Je pars cette semaine à Addis-Abeba rencontrer le premier ministre éthiopien, qui dira la position de l'Afrique à Copenhague. La France souhaite que l'accord passé entre l'Union européenne et l'Afrique s'applique et que ce qui touche à l'eau, à l'énergie, à l'arrêt de la déforestation, à la lutte contre le changement climatique en Afrique soit financé par le budget public ou par des financements innovants. A ce sujet, il y a deux hypothèses : taxer les transactions financières internationales à hauteur de 0,015 % ou le baril de pétrole à 1 dollar. Tout cela est en cours de discussion. J'espère que nous pourrons boucler ce dossier et qu'à Copenhague, l'Afrique exprimera ce que sont ses objectifs, et non pas pourquoi elle doit être aidée.

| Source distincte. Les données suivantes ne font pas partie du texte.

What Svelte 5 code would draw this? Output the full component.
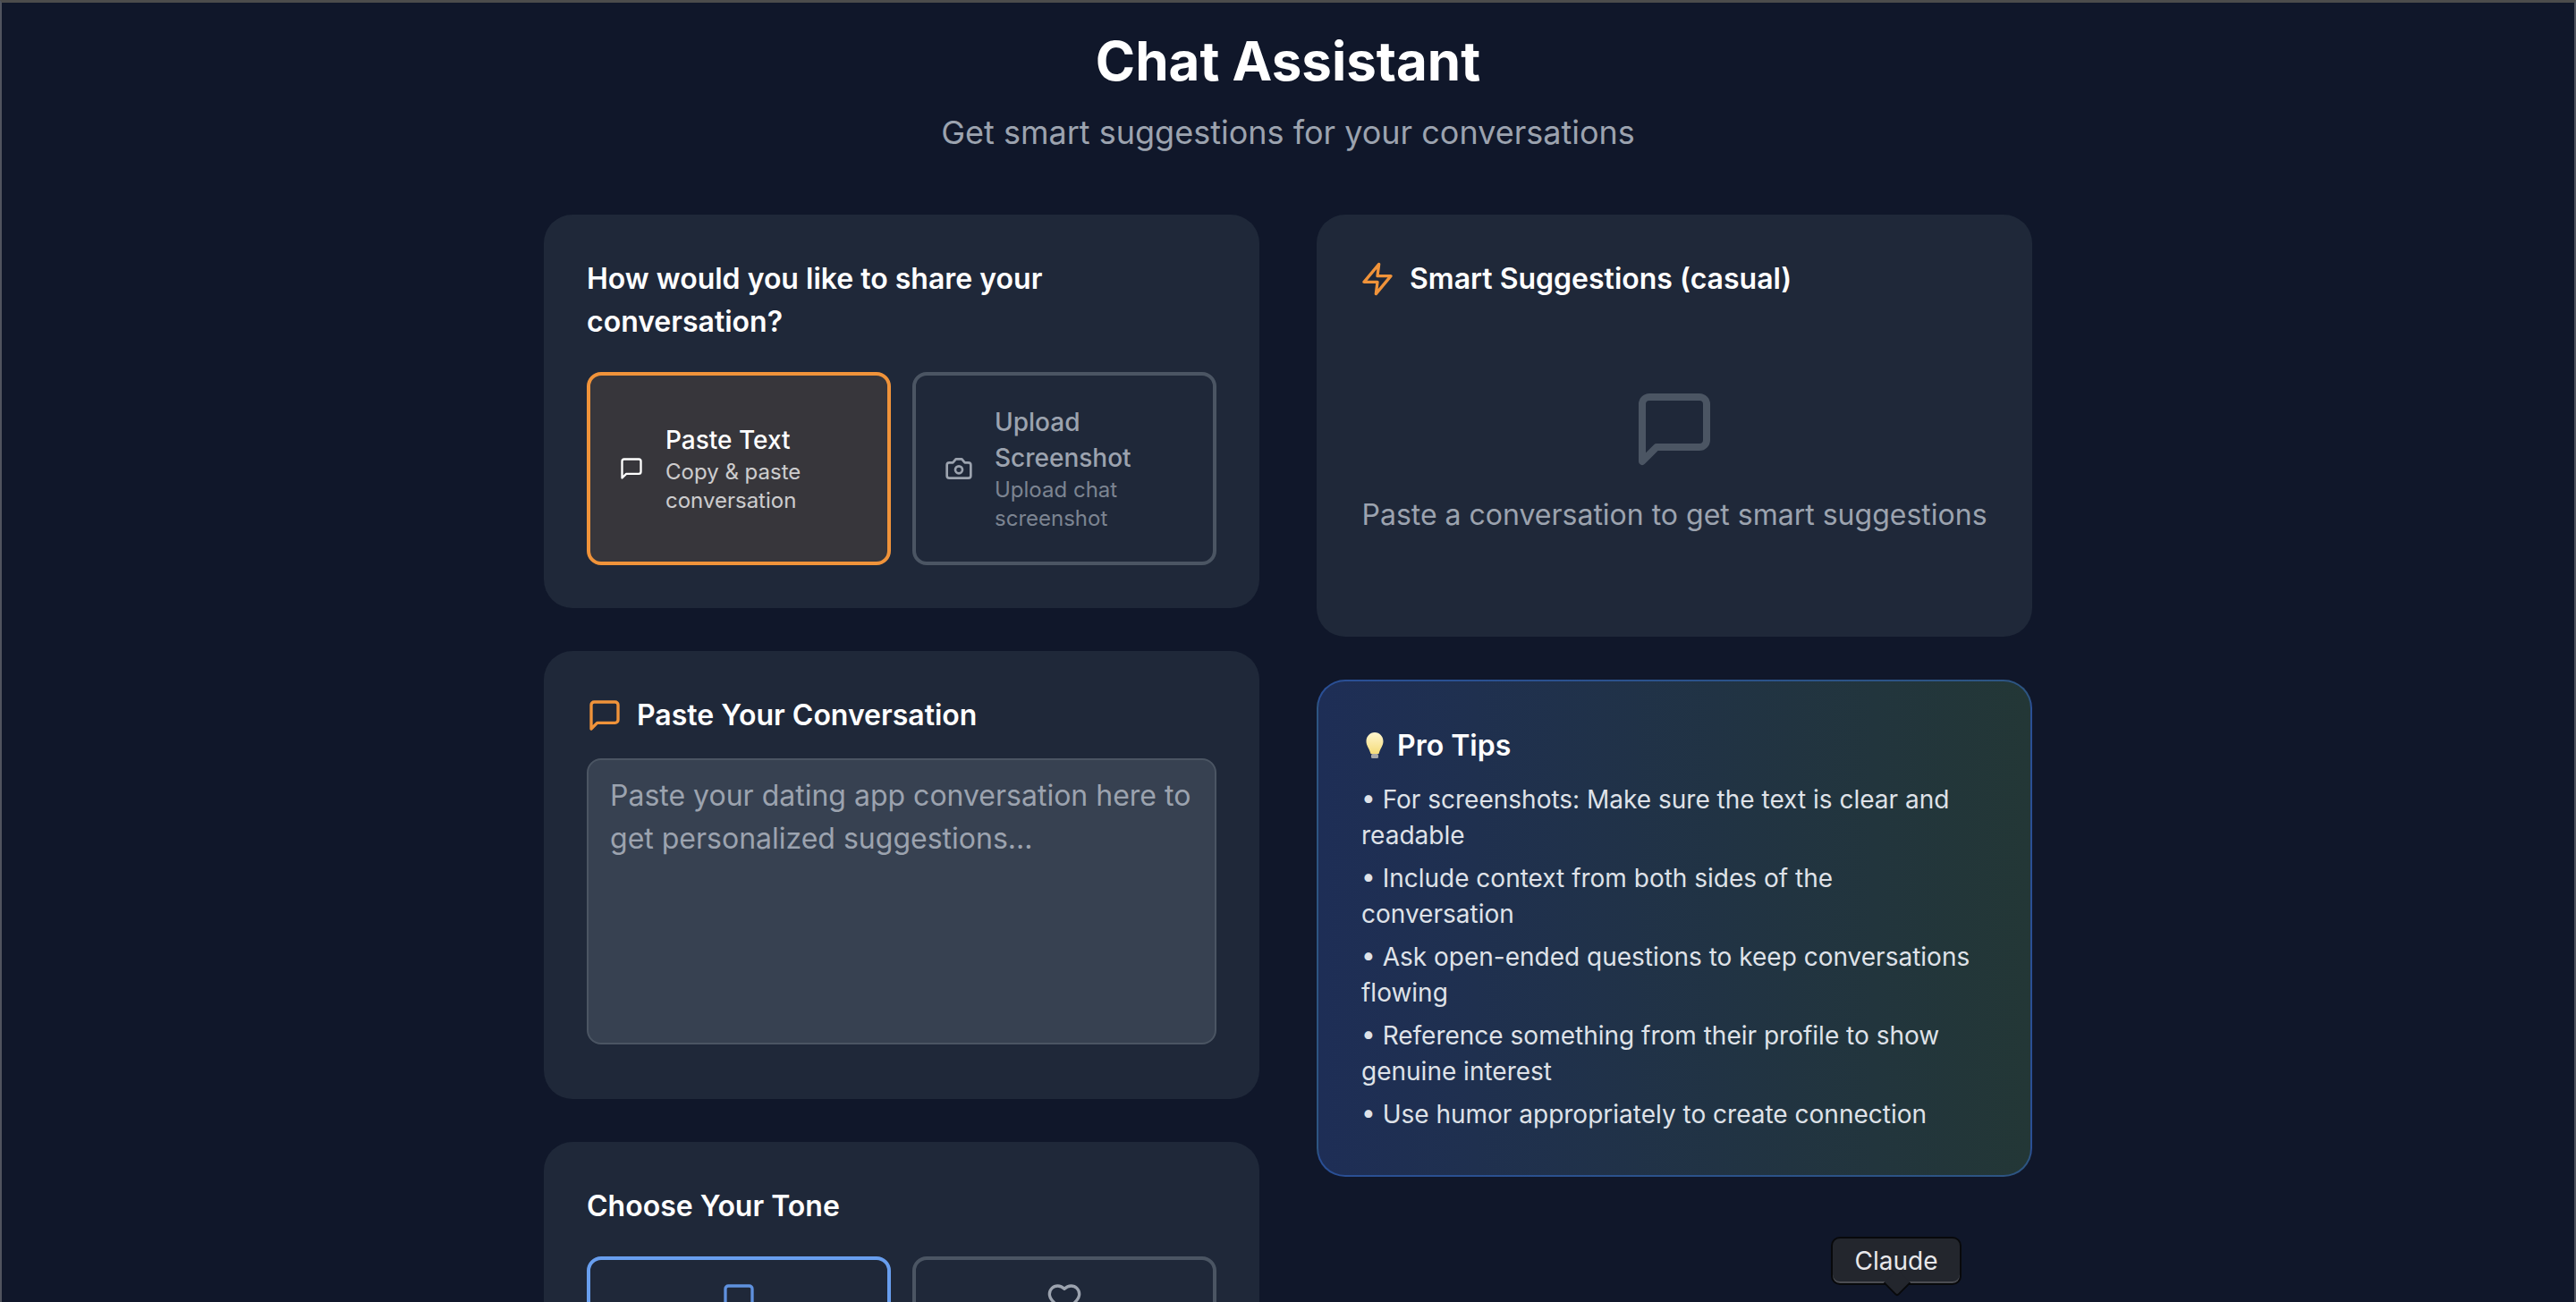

Pour conclure, rien n'est fait pour que le sommet de Copenhague réussisse puisqu'il s'agit de rendre obligatoires des mutations qui paraissent angoissantes aussi longtemps que l'on ne les entreprend pas, mais dont nous savons néanmoins qu'elles ne sont pas difficiles. Je suis convaincu que sans le « Grenelle de l'environnement », il n'y aurait pas eu de « paquet énergie-climat », et que sans le « paquet énergie-climat », le sommet de Copenhague n'aurait pas été possible. Nous sommes résolument déterminés à agir et nous espérons que des parlementaires nous accompagneront dans cette bataille.